To solve \(-20t^2-70t+300 \geq -5t+300\text{,}\) we need to determine where the \(y\)-values of the graph of \(y=-20t^2-70t+300\) are greater than the \(y\)-values of the graph of \(y=-5t+300\) in addition to the values where the \(y\)-values are equal.
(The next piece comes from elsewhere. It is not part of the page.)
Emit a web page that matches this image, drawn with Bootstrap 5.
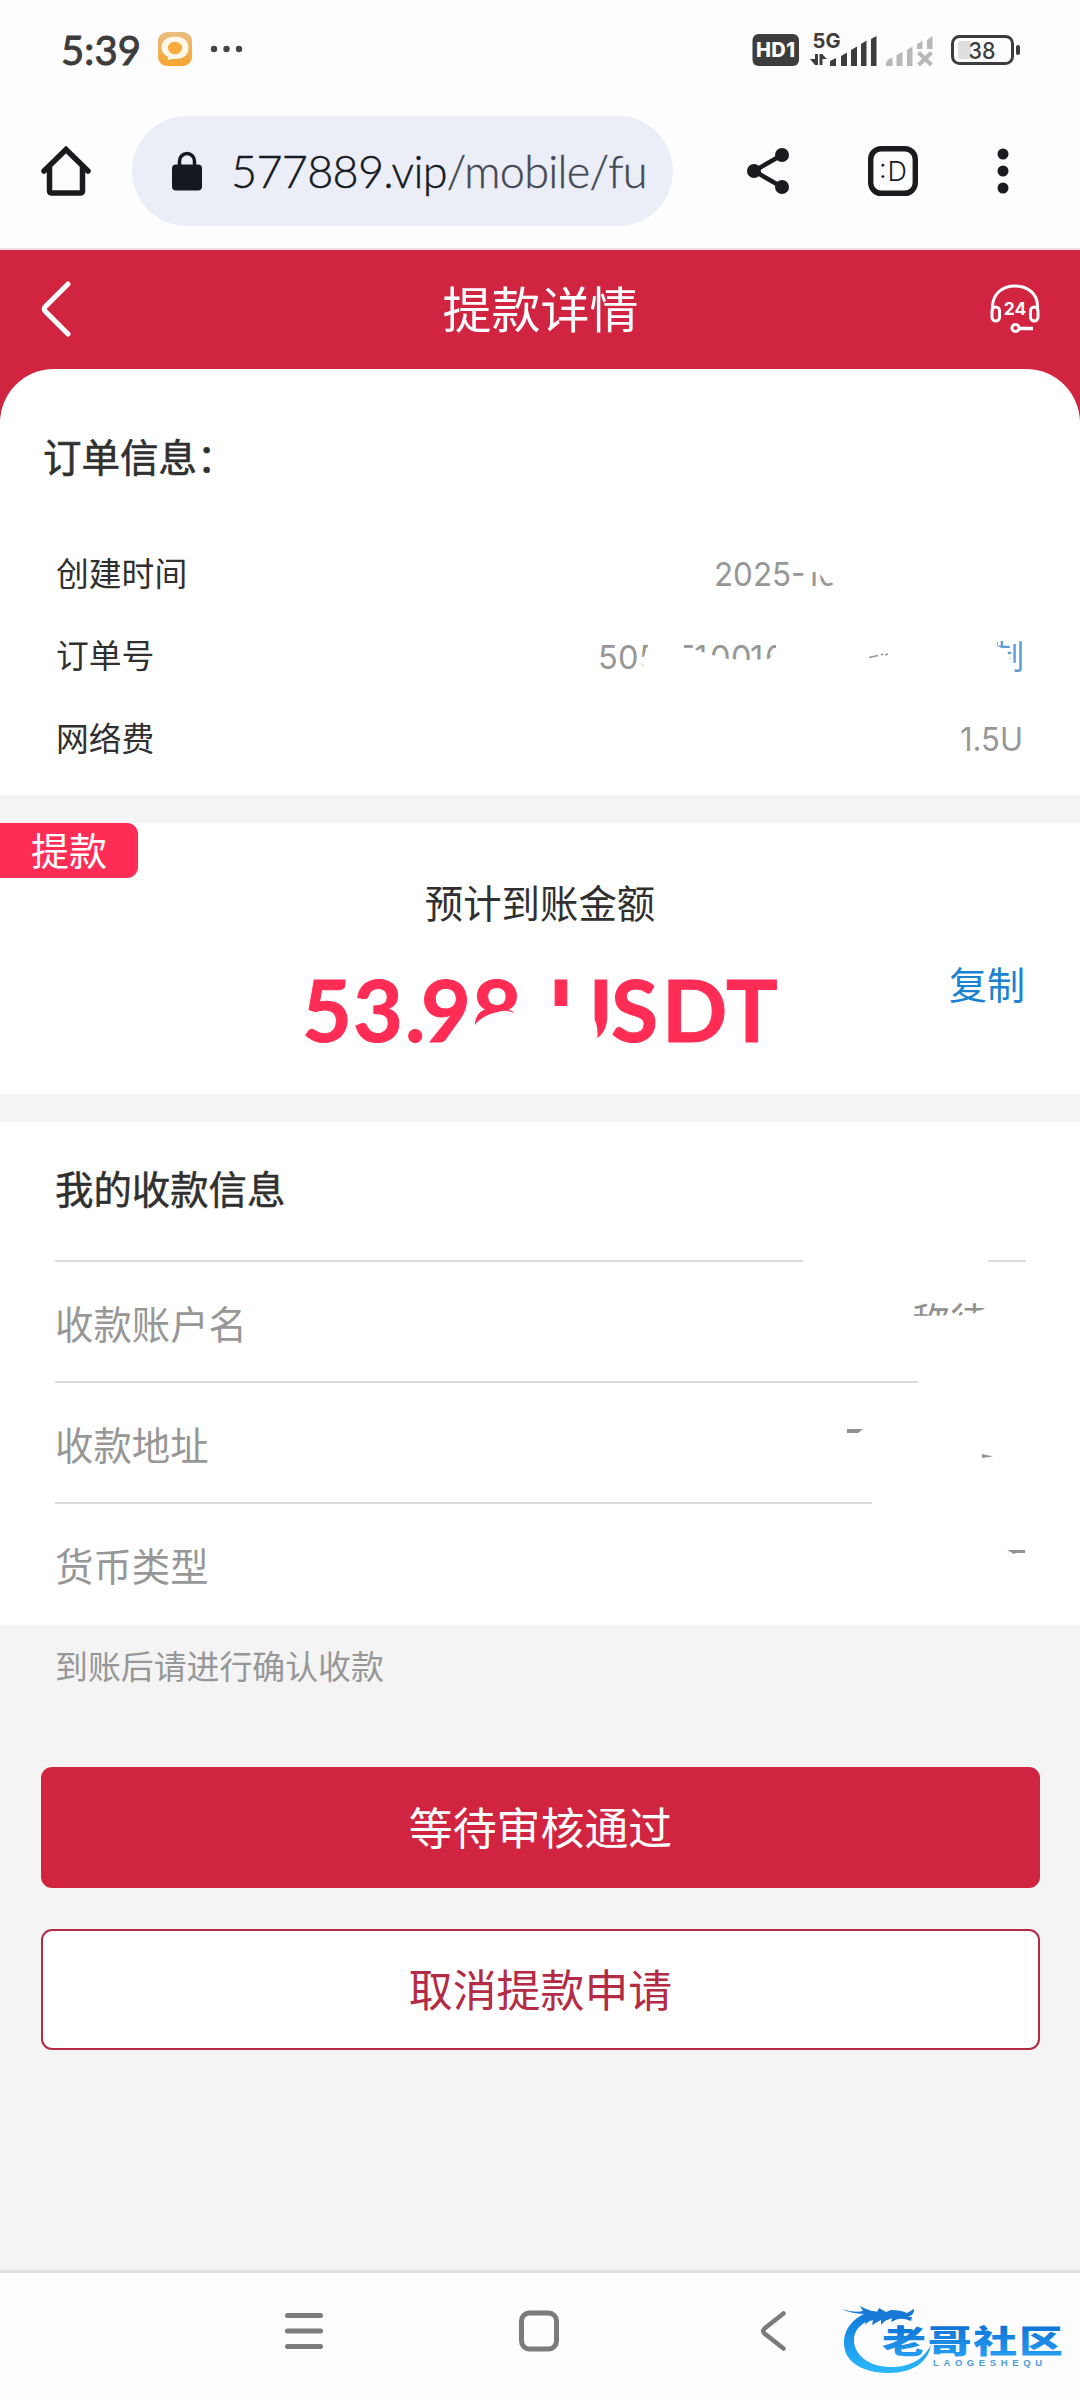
<!DOCTYPE html>
<html lang="zh-CN">
<head>
<meta charset="utf-8">
<meta name="viewport" content="width=device-width, initial-scale=1">
<title>提款详情</title>
<link href="https://cdn.jsdelivr.net/npm/bootstrap@5.3.0/dist/css/bootstrap.min.css" rel="stylesheet">
<script src="https://cdn.jsdelivr.net/npm/bootstrap@5.3.0/dist/js/bootstrap.bundle.min.js"></script>
<style>
:root{--brand:#d12441;--hot:#ff2d55;--ink:#303030;--mute:#979797;--page:#f4f4f4}
html,body{margin:0;overflow-x:hidden}
body{font-family:"Noto Sans CJK SC",sans-serif;background:var(--page);color:var(--ink);line-height:1}
svg{display:block;flex:none}
.phone{width:1080px;height:2400px;overflow:hidden}
.chrome-bg{background:#fdfdff}
.status{height:102px;padding:0 60px 4px 61px}
.clock{font:400 40px/1 Lato,sans-serif;color:#3d3d3d;letter-spacing:.1px;width:78px;-webkit-text-stroke:1px #3d3d3d;padding-top:2px}
.browser{height:148px;padding:14px 71px 22px 41px;border-bottom:2px solid #f6dae2}
.tools{width:262px}
.omni{width:541px;height:110px;background:#ebeef7;margin-left:41px;padding-left:40px}
.addr{font:300 45px/1 Lato,sans-serif;color:#444a55;margin-left:29px;white-space:nowrap;letter-spacing:-.72px;-webkit-text-stroke:.4px currentColor}
.addr b{font-weight:300;color:#161a22}
.hero{background:var(--brand)}
.topbar{height:119px;padding:0 40px 2px 41px}
.topbar h1{font-size:49px;font-weight:400;line-height:1;margin:0;padding:0 0 4px 20px}
.sheet{border-radius:54px 54px 0 0;height:426px;padding:0 56px 0 43px}
.sheet h2{font-size:38.5px;font-weight:400;-webkit-text-stroke:.6px currentColor;line-height:56px;margin:0;padding-top:58px}
.info{padding-left:13px;margin-top:49px}
.info-line{height:82.5px;font-size:32.8px}
.info-line span{padding-bottom:2px}
.amount{height:271px;margin-top:28px}
.tag{width:138px;height:55px;background:var(--hot);border-radius:0 11px 11px 0;font-size:38px;padding:0 0 4px 31px}
.expect{font-size:38.4px;line-height:46px;padding-bottom:17px}
.payee{height:503px;margin-top:28px;padding:0 54px 0 55px}
.payee h2{font-size:38.4px;font-weight:400;-webkit-text-stroke:.5px currentColor;height:138px;margin:0;padding-bottom:7px}
.field{height:121px;font-size:38.4px;color:var(--mute)}
.field span{padding-top:3px}
.rule{height:2px;background:#dcdcdc;margin-bottom:-2px}
.note{font-size:32.9px;color:var(--mute);line-height:40px;padding:20px 0 2px 55px}
.actions{padding:80px 40px 0 41px;gap:41px}
.actions .btn{height:121px;border-radius:11px;font-size:43.9px;line-height:1;border-width:2px;padding:0 0 2px}
.btn-fill{background:var(--brand);color:#fff;border-color:var(--brand)}
.btn-line{background:#fff;color:#b42b45;border-color:#b42b45}
.sysbar{height:130px;border-top:3px solid #dfdfdf;gap:195px;padding:0 2px 11px 0}
.mark-logo{position:absolute;right:10px;top:20px}
</style>
</head>
<body>
<div class="phone d-flex flex-column">
  <header class="chrome-bg">
    <div class="status d-flex align-items-center">
      <span class="clock">5:39</span>
      <svg class="ms-3" width="98" height="38" viewBox="155 31 98 38">
        <defs><linearGradient id="og" x1="0" y1="0" x2="0" y2="1"><stop offset="0" stop-color="#e8bd80"/><stop offset="1" stop-color="#f7a52f"/></linearGradient></defs>
        <rect x="158" y="33" width="34" height="34" rx="9" fill="url(#og)"/>
        <path d="M175 37.500c9 0 13.500 5 13.500 11.500S184 60 175 60l-4 0q-1 1-3.500 1l1-3q-7-3-7-9.500c0-6 4.500-11 13.500-11z" fill="#fff8e8"/>
        <ellipse cx="175" cy="49" rx="7" ry="6.300" fill="#fbab3c"/>
        <g fill="#444"><circle cx="214" cy="50" r="3.200"/><circle cx="226.500" cy="50" r="3.200"/><circle cx="239" cy="50" r="3.200"/></g>
      </svg>
      <svg class="ms-auto" width="270" height="40" viewBox="750 29 270 40" font-family="Inter,sans-serif">
        <rect x="752.500" y="34" width="46.500" height="32" rx="6" fill="#3d3d3d"/>
        <text x="756" y="57" font-size="20" font-weight="800" fill="#fff" textLength="39">HD1</text>
        <text x="812.500" y="48" font-size="20" font-weight="700" fill="#3d3d3d" textLength="28" lengthAdjust="spacingAndGlyphs">5G</text>
        <g fill="none" stroke="#3d3d3d" stroke-width="3"><path d="M816.500 54v11M821 54v11"/></g>
        <path d="M810 59h5v6zM822 54l5 5h-5z" fill="#3d3d3d"/>
        <g fill="#3d3d3d"><path d="M830 66v-4q0-1 1-1.500l5-2.500v8zM841 66V56l6-3.500V66zM851 66V50l6-3.500V66zM861 66V44l5.500-3.500V66zM871 66V39l5.500-3V66z"/></g>
        <g fill="#b8b8b8"><path d="M886 66v-3q1-4 6.500-5.500V66zM896.500 66V55l6-3V66zM907 66V50l5.500-3.500V66zM917 49v-5l5.500-3v8zM927 49V40l5.500-4v13z"/></g>
        <path d="M918.500 52.500l13 12.500m0-12.500l-13 12.500" stroke="#b8b8b8" stroke-width="4"/>
        <rect x="952.500" y="36.500" width="60" height="27" rx="7" fill="none" stroke="#3d3d3d" stroke-width="3"/>
        <rect x="958" y="41" width="13" height="18" rx="2" fill="#dedede"/>
        <rect x="1016" y="45" width="4" height="10" rx="2" fill="#3d3d3d"/>
        <text x="968.500" y="58.500" font-size="23" font-weight="500" fill="#3d3d3d" textLength="27" lengthAdjust="spacingAndGlyphs">38</text>
      </svg>
    </div>
    <div class="browser d-flex align-items-center">
      <svg width="50" height="50" viewBox="0 0 50 50" fill="none" stroke="#191b1f" stroke-width="5.500" stroke-linecap="round" stroke-linejoin="round"><path d="M3 25L25 3.500 47 25" stroke-linejoin="miter"/><path d="M8.500 21v23.500q0 2.500 2.500 2.500h28q2.500 0 2.500-2.500V21"/></svg>
      <div class="omni rounded-pill d-flex align-items-center">
        <svg width="30" height="40" viewBox="0 0 30 40"><path d="M7.500 17V10a7.500 7.500 0 0 1 15 0v7" fill="none" stroke="#15191f" stroke-width="3.500"/><rect y="13.500" width="30" height="26" rx="4" fill="#15191f"/></svg>
        <span class="addr"><b>577889.vip</b>/mobile/fu</span>
      </div>
      <div class="tools d-flex align-items-center justify-content-between ms-auto">
        <svg width="42" height="48" viewBox="0 0 42 48" fill="#191b1f"><path d="M35 8L7 24l28 16" fill="none" stroke="#191b1f" stroke-width="4.500"/><circle cx="35" cy="8" r="7"/><circle cx="7" cy="24" r="7"/><circle cx="35" cy="40" r="7"/></svg>
        <svg width="50" height="50" viewBox="0 0 50 50"><rect x="2.700" y="2.700" width="44.600" height="44.600" rx="10.500" fill="none" stroke="#191b1f" stroke-width="5.400"/><text x="11" y="35" font-family="Inter,sans-serif" font-size="27" font-weight="300" fill="#191b1f" textLength="28">:D</text></svg>
        <svg width="12" height="46" viewBox="0 0 12 46" fill="#191b1f"><circle cx="6" cy="6" r="5.500"/><circle cx="6" cy="23" r="5.500"/><circle cx="6" cy="40" r="5.500"/></svg>
      </div>
    </div>
  </header>

  <main class="flex-grow-1">
    <div class="hero">
      <div class="topbar d-flex align-items-center justify-content-between text-white">
        <svg width="30" height="56" viewBox="0 0 30 56"><path d="M27 3L4 26q-1.500 2 0 4l23 23" fill="none" stroke="#fff" stroke-width="5" stroke-linecap="round"/></svg>
        <h1>提款详情</h1>
        <svg width="50" height="50" viewBox="0 0 50 50" fill="none" stroke="#fff" stroke-width="3">
          <path d="M2.500 27V22C3 10 12 2 25 2s22.500 8 22.500 20v5"/>
          <rect x="2" y="23" width="7.500" height="14" rx="3.700"/><rect x="40.500" y="23" width="7.500" height="14" rx="3.700"/>
          <circle cx="25.500" cy="44" r="3.600"/><path d="M29 44.500h14" stroke-width="3.500"/>
          <text x="25" y="30.500" text-anchor="middle" font-family="Inter,sans-serif" font-size="17.500" font-weight="700" fill="#fff" stroke="none">24</text>
        </svg>
      </div>
      <section class="sheet bg-white">
        <h2>订单信息：</h2>
        <div class="info">
          <div class="info-line d-flex align-items-center justify-content-between"><span>创建时间</span>
            <svg width="440" height="60" viewBox="584 543 440 60" font-family="Inter,sans-serif" font-size="32.500" fill="#979797">
              <clipPath id="c1"><path d="M584 543h221v29h13l6 7 14 7v10H584z"/></clipPath>
              <text x="714" y="585.500" clip-path="url(#c1)" textLength="124" lengthAdjust="spacingAndGlyphs">2025-10</text></svg>
          </div>
          <div class="info-line d-flex align-items-center justify-content-between"><span>订单号</span>
            <svg width="440" height="60" viewBox="584 626 440 60" font-family="Inter,sans-serif" font-size="32.500" fill="#979797">
              <clipPath id="c2"><path d="M590 640h60l-5 14-4 8 4 8h-55zM684 640h92v9l-7 10-19 1-22-1-16-4-16-5-12-1z"/></clipPath>
              <text y="668.500" clip-path="url(#c2)" x="598 618 639 676 694 710 731 750 765">505510016</text>
              <path d="M869 657.500l9-2M881 655l2-1M885 655l3-1" stroke="#979797" stroke-width="1.500"/>
              <clipPath id="c3"><path d="M997 640h27v34h-14v-14l-3-10-10-4z"/></clipPath>
              <text x="991" y="668.500" font-family="Noto Sans CJK SC,sans-serif" font-size="33" fill="#5f9bd3" clip-path="url(#c3)">制</text></svg>
          </div>
          <div class="info-line d-flex align-items-center justify-content-between"><span>网络费</span>
            <svg width="440" height="60" viewBox="585 708 440 60" font-family="Inter,sans-serif" font-size="32.500" fill="#979797"><text x="961" y="750.500" textLength="63" lengthAdjust="spacingAndGlyphs">1.5U</text></svg>
          </div>
        </div>
      </section>
    </div>

    <section class="amount bg-white">
      <div class="tag text-white d-flex align-items-center">提款</div>
      <div class="expect text-center">预计到账金额</div>
      <svg width="1080" height="130" viewBox="0 940 1080 130">
        <clipPath id="c4"><path d="M290 960h240v54l-9 0-7-2q-8-4-16-1-16 3-24 14l-12 30H290zM550 960h26v45h-26zM592 960h200v100H603l-9-8q6-18 2-30l-4-10z"/></clipPath>
        <text y="1041" font-family="Lato,sans-serif" font-weight="700" font-size="86" fill="#ff2d55" stroke="#ff2d55" stroke-width="1" clip-path="url(#c4)" x="302 353 405 421 472 520 549 611 662 726">53.98 USDT</text>
        <text x="949" y="998" font-size="38" fill="#1a82cf">复制</text>
      </svg>
    </section>

    <section class="payee bg-white">
      <h2 class="d-flex align-items-center">我的收款信息</h2>
      <div class="d-flex justify-content-between"><div class="rule" style="width:748px"></div><div class="rule" style="width:38px"></div></div>
      <div class="field d-flex align-items-center justify-content-between"><span>收款账户名</span>
        <svg width="120" height="60" viewBox="906 1293 120 60"><clipPath id="c5"><path d="M910 1300h76v10l-16 7-58 1z"/></clipPath><text x="912" y="1337" font-size="38" fill="#909090" clip-path="url(#c5)">称待</text></svg>
      </div>
      <div class="rule" style="width:863px"></div>
      <div class="field d-flex align-items-center justify-content-between"><span>收款地址</span>
        <svg width="190" height="60" viewBox="836 1412 190 60" fill="#929292"><path d="M847 1429h16l-5 4h-11zM982 1454l11 2.500-11 1.500z"/></svg>
      </div>
      <div class="rule" style="width:817px"></div>
      <div class="field d-flex align-items-center justify-content-between"><span>货币类型</span>
        <svg width="40" height="60" viewBox="986 1533 40 60" fill="#929292"><path d="M1007 1550h18v3h-9l-2 1z"/></svg>
      </div>
    </section>

    <div class="note">到账后请进行确认收款</div>
    <div class="actions d-grid">
      <button class="btn btn-fill" type="button">等待审核通过</button>
      <button class="btn btn-line" type="button">取消提款申请</button>
    </div>
  </main>

  <footer class="sysbar chrome-bg position-relative d-flex align-items-center justify-content-center">
    <svg width="40" height="42" viewBox="0 0 40 42" stroke="#7b7b7b" stroke-width="5" stroke-linecap="round"><path d="M3.500 5.500h33M3.500 21h33M3.500 36.500h33"/></svg>
    <svg width="40" height="42" viewBox="0 0 40 42"><rect x="2.500" y="3" width="35" height="36" rx="8" fill="none" stroke="#7b7b7b" stroke-width="5"/></svg>
    <svg width="40" height="42" viewBox="0 0 40 42"><path d="M29.500 3.500L10.500 18.500q-2.500 2.500 0 5l19 15" fill="none" stroke="#7b7b7b" stroke-width="4.500" stroke-linecap="round"/></svg>
    <svg class="mark-logo" width="230" height="90" viewBox="840 2293 230 90">
      <defs><linearGradient id="bl" gradientUnits="userSpaceOnUse" x1="0" y1="2310" x2="0" y2="2372"><stop offset="0" stop-color="#0c76d8"/><stop offset="1" stop-color="#2bb8fb"/></linearGradient>
      <linearGradient id="bt" x1="0" y1="0" x2="0" y2="1"><stop offset=".2" stop-color="#0d72d6"/><stop offset="1" stop-color="#2aa4f4"/></linearGradient></defs>
      <path d="M872 2311C852 2317 844 2330 844 2343c0 20 20 30 45 30 24 0 39-11 42-28-6 12-18 21-36 22-24 1-39-10-41-25-1-12 7-19 20-24l8-2-3-4z" fill="url(#bl)"/>
      <path d="M842 2309q11 4 21 2l-3-5q9 5 17 6l2-4 7 4 5-2q10 0 16 3l7-4q1 5-6 8l4 0-1 4q-7-3-13-2l-7 3 1-4-7 3-4 4 0-5-9 5 1-5q-5 1-8 5l1-5-5 1 6-7q-16 0-25-5z" fill="#1679d4"/>
      <g transform="translate(882 2352.500) scale(1.370 1)"><text font-size="32" font-weight="900" fill="url(#bt)" textLength="132" lengthAdjust="spacing">老哥社区</text></g>
      <text x="933" y="2366" font-family="Liberation Sans,sans-serif" font-size="9.500" font-weight="700" fill="#4e9cd8" textLength="109">LAOGESHEQU</text>
    </svg>
  </footer>
</div>
</body>
</html>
This region is highlighted in Figure 10.3.15.

Figure10.3.15
We can see that this region includes all values of \(t\) between, and including, \(t=-3.25\) and \(t=0\text{.}\) So the solutions to this inequality include all values of \(t\) for which \(-3.25\le t \le 0\text{.}\) We can write this solution set in interval notation as \([-3.25,0]\) or in set-builder notation as \(\{t\mid -3.25 \leq t \leq 0\}\text{.}\)
To now solve \(-20t^2-70t+300 \lt -5t+300\text{,}\) we will need to determine where the \(y\)-values of the graph of \(y=-20t^2-70t+300\) are less than the \(y\)-values of the graph of \(y=-5t+300\text{.}\) This region is highlighted in Figure 10.3.16.

Figure10.3.16
We can see that \(-20t^2-70t+300 \lt -5t+300\) for all values of \(t\) where \(t\lt -3.25\) or \(t\gt 0\text{.}\) We can write this solution set in interval notation as \((-\infty,-3.25)\cup(0,\infty)\) or in set-builder notation as \(\{t\mid t\lt -3.25 \text{ or } t\gt 0\}\text{.}\)

SubsectionExercises

Using Technology to Create a Table of Function Values

1

Use technology to make a table of values for the function \(F\) defined by \(F(x)={x^{2}-3x+5}\text{.}\)

\(x\)	\(F(x)\)

2

Use technology to make a table of values for the function \(G\) defined by \(G(x)={-2x^{2}+4x+2}\text{.}\)

\(x\)	\(G(x)\)

3

Use technology to make a table of values for the function \(H\) defined by \(H(x)={3.6x^{2}-200x-27}\text{.}\)

\(x\)	\(H(x)\)

4

Use technology to make a table of values for the function \(K\) defined by \(K(x)={0.8x^{2}-30x-83}\text{.}\)

\(x\)	\(K(x)\)

5

Use technology to make a table of values for the function \(K\) defined by \(K(x)={-6x^{3}+140x+62}\text{.}\)

\(x\)	\(K(x)\)

6

Use technology to make a table of values for the function \(f\) defined by \(f(x)={10x^{3}-100x+7}\text{.}\)

\(x\)	\(f(x)\)

Determining Appropriate Windows

7

Choose an appropriate window for graphing the function \(f\) defined by \(f(x)={2785x-7082}\) that shows its key features.